The three states were of particular focus in last week’s central government meeting with states on Covid-19, chaired by the cabinet secretary.
“Chhattisgarh has mostly been under the radar but the situation there is grim. For the last few days they have been reporting more deaths than states like Tamil Nadu, Karnataka and Rajasthan,” an official present in the meeting said. “The mining areas of Chhattisgarh have seen the worst outbreaks though the disease has not yet spread to places like Jhabua and Bastar. Their RT-PCR testing capacity is also low — they are doing just about 6,000 per day.”
In the last month (between 4 March and 4 April), the state saw 55,512 additional Covid-19 cases and 468 deaths (see box).
A month ago, the number of active cases had reduced to just 2,990, but it currently stands at 38,450 — a rise of 1,185 per cent in the last month alone.
All this in a state that has a population density of just about 189 per square km against a national average of 382 (2011 census data).
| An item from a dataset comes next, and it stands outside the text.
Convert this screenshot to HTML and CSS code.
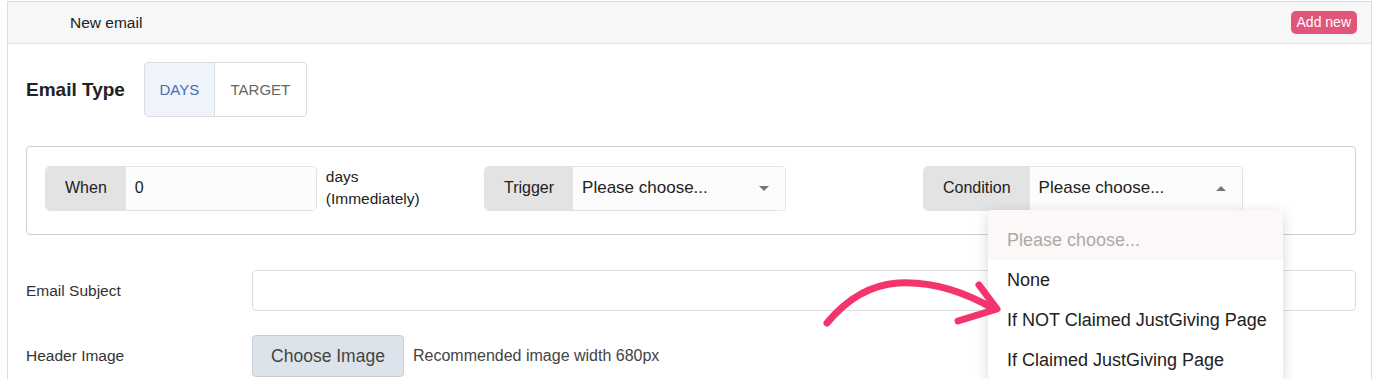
FILE: index.html
```html
<!DOCTYPE html>
<html>
  <head>
    <title>New email</title>
    <link rel="stylesheet" href="styles.css">
  </head>
  <body>
    <div class="panel">
      <div class="panel-head">
        <span class="panel-title">New email</span>
        <span class="badge">Add new</span>
      </div>

      <div class="panel-body">
        <div class="type-row">
          <h2>Email Type</h2>
          <div class="toggle">
            <span class="toggle-item active">DAYS</span>
            <span class="toggle-item">TARGET</span>
          </div>
        </div>

        <div class="rule-box">
          <div class="rule-col">
            <div class="group">
              <span class="addon">When</span>
              <span class="field when-field">0</span>
            </div>
            <span class="days">days<br />(Immediately)</span>
          </div>

          <div class="rule-col">
            <div class="group">
              <span class="addon">Trigger</span>
              <span class="field select">
                Please choose...
                <span class="caret down"></span>
              </span>
            </div>
          </div>

          <div class="rule-col condition">
            <div class="group">
              <span class="addon">Condition</span>
              <span class="field select">
                Please choose...
                <span class="caret up"></span>
              </span>
            </div>

            <!-- open dropdown -->
            <ul class="dropdown">
              <li class="placeholder">Please choose...</li>
              <li>None</li>
              <li>If NOT Claimed JustGiving Page</li>
              <li>If Claimed JustGiving Page</li>
            </ul>
          </div>
        </div>

        <div class="form-row subject-row">
          <label>Email Subject</label>
          <div class="text-input"></div>
        </div>

        <div class="form-row image-row">
          <label>Header Image</label>
          <span class="choose-btn">Choose Image</span>
          <span class="hint">Recommended image width 680px</span>
        </div>
      </div>
    </div>

    <!-- hand-drawn annotation arrow -->
    <svg class="annotation" width="1376" height="379" viewBox="0 0 1376 379">
      <path
        d="M827 323 C 846 300, 870 285, 898 283 C 934 281, 968 294, 994 309"
        fill="none"
        stroke="#f4356d"
        stroke-width="7"
        stroke-linecap="round"
      />
      <path
        d="M979 285 L997 309 L958 321"
        fill="none"
        stroke="#f4356d"
        stroke-width="7"
        stroke-linecap="round"
        stroke-linejoin="round"
      />
    </svg>
  </body>
</html>
```

FILE: styles.css
```css
body {
  margin: 0;
  background-color: #fff;
  color: #222;
  font-family: "Liberation Sans", Arial, sans-serif;
  overflow: hidden;
}

.panel {
  margin: 1px 4px 0 7px;
  border: 1px solid #ddd;
  border-bottom: none;
  height: 400px;
}

.panel-head {
  height: 41px;
  display: flex;
  align-items: center;
  justify-content: space-between;
  padding: 0 14px 0 62px;
  background-color: #f7f7f7;
  border-bottom: 1px solid #e3e3e3;
}

.panel-title {
  font-size: 15.5px;
  color: #222;
}

.badge {
  background-color: #e05579;
  color: #fff;
  font-size: 14px;
  height: 23px;
  line-height: 23px;
  padding: 0 6px;
  border-radius: 5px;
}

.panel-body {
  padding: 18px 15px 0 18px;
}

.type-row {
  display: flex;
  align-items: center;
  gap: 19px;
}

h2 {
  margin: 0;
  font-size: 19px;
  font-weight: bold;
  color: #222;
}

.toggle {
  display: flex;
  height: 53px;
  border: 1px solid #dcdcdc;
  border-radius: 4px;
  overflow: hidden;
}

.toggle-item {
  display: flex;
  align-items: center;
  justify-content: center;
  width: 91px;
  font-size: 15px;
  color: #666;
}

.toggle-item.active {
  width: 69px;
  background-color: #eef3fc;
  color: #4a6db3;
  border-right: 1px solid #dcdcdc;
}

.rule-box {
  margin-top: 29px;
  display: grid;
  grid-template-columns: 439px 439px 1fr;
  padding: 19px 19px 24px 19px;
  border: 1px solid #cfcfcf;
  border-radius: 4px;
}

.rule-col {
  display: flex;
  align-items: center;
  position: relative;
}

.group {
  display: flex;
  height: 43px;
  border-radius: 4px;
  box-shadow: 0 0 0 1px #e2e2e2;
}

.addon {
  display: flex;
  align-items: center;
  padding: 0 19px;
  background-color: #e3e3e3;
  border-radius: 4px 0 0 4px;
  font-size: 16px;
  color: #222;
}

.field {
  display: flex;
  align-items: center;
  padding: 0 9px;
  background-color: #fcfcfc;
  border-radius: 0 4px 4px 0;
  font-size: 17px;
  color: #222;
  position: relative;
}

.when-field {
  width: 172px;
  font-size: 16px;
}

.select {
  width: 194px;
}

.caret {
  position: absolute;
  right: 16px;
  top: 19px;
  width: 0;
  height: 0;
  border-left: 5px solid transparent;
  border-right: 5px solid transparent;
}

.caret.down {
  border-top: 5px solid #777;
}

.caret.up {
  border-bottom: 5px solid #777;
}

.days {
  margin-left: 10px;
  font-size: 15.5px;
  line-height: 22px;
  color: #222;
}

.dropdown {
  position: absolute;
  left: 64px;
  top: 44px;
  width: 295px;
  margin: 0;
  padding: 0;
  list-style: none;
  background-color: #fff;
  border-radius: 4px;
  box-shadow: 0 3px 14px rgba(0, 0, 0, 0.16);
  z-index: 5;
}

.dropdown li {
  height: 40px;
  line-height: 40px;
  padding-left: 19px;
  font-size: 18px;
  color: #222;
  white-space: nowrap;
}

.dropdown li.placeholder {
  height: 50px;
  line-height: 60px;
  color: #aaa;
  background-color: #fcf8f8;
  border-radius: 4px 4px 0 0;
}

.form-row {
  display: flex;
  align-items: center;
}

.form-row label {
  width: 226px;
  font-size: 15.5px;
  color: #333;
}

.subject-row {
  margin-top: 35px;
}

.text-input {
  flex: 1;
  height: 39px;
  border: 1px solid #dedede;
  border-radius: 4px;
}

.image-row {
  margin-top: 24px;
}

.choose-btn {
  display: flex;
  align-items: center;
  justify-content: center;
  width: 150px;
  height: 40px;
  background-color: #dde3ea;
  border: 1px solid #c8cfd7;
  border-radius: 4px;
  font-size: 17.5px;
  color: #444;
}

.hint {
  margin-left: 9px;
  font-size: 16px;
  color: #444;
}

.annotation {
  position: absolute;
  left: 0;
  top: 0;
  pointer-events: none;
  z-index: 10;
}
```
Though Chhattisgarh’s case fatality rate, at 1.23 per cent, is still lower than the national average, the absolute numbers of deaths in the last few days have caused alarm.
“Their healthcare facilities are clearly not prepared. That is what is causing the deaths,” the official quoted above added.
The state, however, is one of the leaders in vaccination coverage. Despite the initial reluctance to use Covaxin when the efficacy data for the indigenous vaccine was not available, Chhattisgarh has managed to vaccinate about 5.59 per cent of its population with at least one dose of the vaccine, against a national average of 3.72 per cent.
Singh Deo said the state has been pushing its limits in this department but the supplies from the Centre have become a limiting factor. “This month we did between 2,34,397 and 3,26,012 vaccinations every day. But today we hardly did any because there were no supplies,” he said. “Now we have got 3,25,000 doses but this restricted supply line also means every day from the districts one van has to go to collect the vaccines. We have told the Union health minister that if that’s what is needed, we will do it but give us a plan so that we do not get to a point where people come to get the shot and are told we have run out.”
Of the total 1,04,26,325 fully vaccinated Indians, 3,51,359 are in Chhattisgarh, according to data available with the Ministry of Health and Family Welfare.
The problem, says public health activist Yogesh Jain who is based out of Chhattisgarh, is that the Government of India declared victory too soon.
The political establishment and the scientific community has made mistakes by declaring premature termination of the pandemic in some of their utterances and through their decisions, and it is not fair to blame only the people at large for letting their guard down, he said.
“The supermodel commissioned by the Government of India had predicted that the pandemic would be over by February. We did not have any surveillance plan or strategy to predict or act early on and the second wave caught us off guard,” he added. “The entire pandemic response is being treated as a law and order thing and not a health issue. Why is the home ministry looking after health?”
In Chhattisgarh, he said, the disease is still mostly limited to the urban areas of Durg, Rajnandgaon, Raipur in the western parts of the state and there is an “incremental trend” in Bilaspur, Raigarh and Ambikapur.